Raising Children Who Understand Feelings—Not Just Facts
By Adil Seemab
We teach our children many things.
Math.
Science.
Language.
But the most important lessons are often left unspoken.
How to feel.
How to understand those feelings.
How to respond without breaking themselves—or others.
That is emotional intelligence.
I saw this one evening at home.
Mansoor was quiet.
Bazaid was restless.
Something small had happened. A disagreement.
Nothing serious.
But the silence after it was heavy.
Earlier, I would have stepped in with advice.
“Let it go.”
“Don’t fight.”
This time, I waited.
Then I said, “Tell me what you felt.”
Not what happened.
What you felt.
They paused.
It was new.
Then slowly, words came.
“Angry.”
“Unheard.”
“Annoyed.”
The room changed.
Nothing had been solved yet.
But something had been understood.
Emotional intelligence is not about being calm all the time.

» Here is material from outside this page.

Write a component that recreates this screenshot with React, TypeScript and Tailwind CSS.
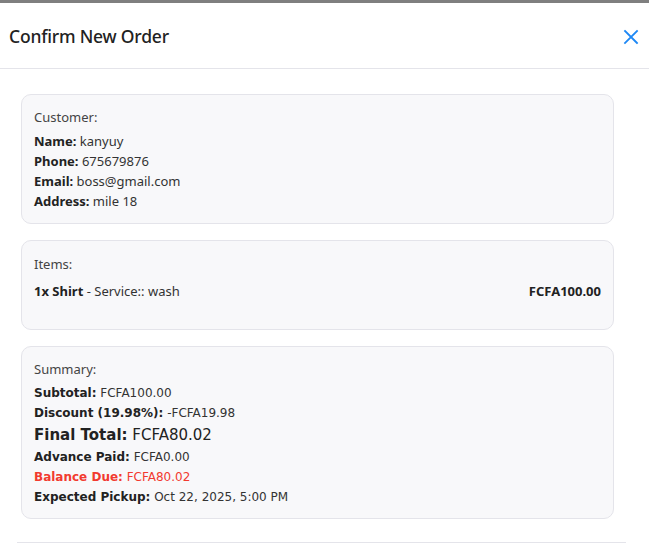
import React from "react";

const seg = { fontFamily: '"Noto Sans", "Open Sans", sans-serif' };
const tah = { fontFamily: '"DejaVu Sans", "Noto Sans", sans-serif' };

export default function App() {
  return (
    <div className="w-[649px] h-[548px] bg-white overflow-hidden" style={seg}>
      <div className="h-[3px] bg-[#7f7f7f]" />
      <div className="flex items-center justify-between h-[66px] border-b border-[#e4e4ea] pl-[9px] pr-[6px] pt-[2px]">
        <h1 className="text-[17.5px] font-medium text-[#222] tracking-[-0.2px]">Confirm New Order</h1>
        <svg width="24" height="24" viewBox="0 0 24 24" fill="none" stroke="#1e88f5" strokeWidth="1.8" strokeLinecap="square">
          <path d="M6 6l12 12M18 6L6 18" />
        </svg>
      </div>
      <div className="pt-[25px] px-[21px] pr-[35px] flex flex-col gap-[16px]">
        <div className="rounded-[10px] border border-[#e4e4ea] bg-[#f8f8fa] px-[12px] pt-[12px] pb-[12px] text-[13px] text-[#333] leading-[20px]">
          <div className="text-[#444] mb-[4px]">Customer:</div>
          <div><b className="font-bold text-[#222]">Name:</b> kanyuy</div>
          <div><b className="font-bold text-[#222]">Phone:</b> 675679876</div>
          <div><b className="font-bold text-[#222]">Email:</b> boss@gmail.com</div>
          <div><b className="font-bold text-[#222]">Address:</b> mile 18</div>
        </div>
        <div className="rounded-[10px] border border-[#e4e4ea] bg-[#f8f8fa] px-[12px] pt-[13px] pb-[28px] text-[13px] text-[#333] leading-[20px]">
          <div className="text-[#444] mb-[7px]">Items:</div>
          <div className="flex justify-between">
            <div><b className="font-bold text-[#222]">1x Shirt</b> - Service:: wash</div>
            <div className="font-bold text-[#222]">FCFA100.00</div>
          </div>
        </div>
        <div className="rounded-[10px] border border-[#e4e4ea] bg-[#f8f8fa] px-[12px] pt-[12px] pb-[11px] text-[13px] text-[#333] leading-[20px]">
          <div className="text-[#444] mb-[4px]">Summary:</div>
          <div style={tah} className="text-[12px]">
            <div><b className="font-bold text-[#222]">Subtotal:</b> FCFA100.00</div>
            <div><b className="font-bold text-[#222]">Discount (19.98%):</b> -FCFA19.98</div>
            <div className="text-[15px] leading-[24px] text-[#222]"><b className="font-bold">Final Total:</b> FCFA80.02</div>
            <div><b className="font-bold text-[#222]">Advance Paid:</b> FCFA0.00</div>
            <div className="text-[#f23a2f]"><b className="font-bold">Balance Due:</b> FCFA80.02</div>
            <div><b className="font-bold text-[#222]">Expected Pickup:</b> Oct 22, 2025, 5:00 PM</div>
          </div>
        </div>
      </div>
      <div className="mt-[23px] mx-[17px] w-[609px] border-t border-[#e4e4ea]" />
    </div>
  );
}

It is about knowing what is happening inside you.
A child who can name his feeling
does not need to act it out.
A child who feels understood
does not need to shout.
Children are not born with this skill.
They borrow it from us.
If we dismiss feelings,
they learn to hide them.
If we shame feelings,
they learn to fear them.
If we respect feelings,
they learn to manage them.
Most of us were not taught this.
We were told to be strong.
To stay quiet.
To move on.
So when our children feel deeply,
we become uncomfortable.
But discomfort is not danger.
It is a door.
There are simple ways to build this skill.
Name the feeling.
“You seem upset.”
Allow the feeling.
“It’s okay to feel this way.”
Guide the response.
“What can we do next?”
This is how the inner world becomes safe.
One day, Bazaid came and said,
“I’m frustrated, but I don’t want to fight.”
That sentence stayed with me.
It meant something had changed.
He was not controlled.
He was aware.
In the end, emotional intelligence is quiet strength.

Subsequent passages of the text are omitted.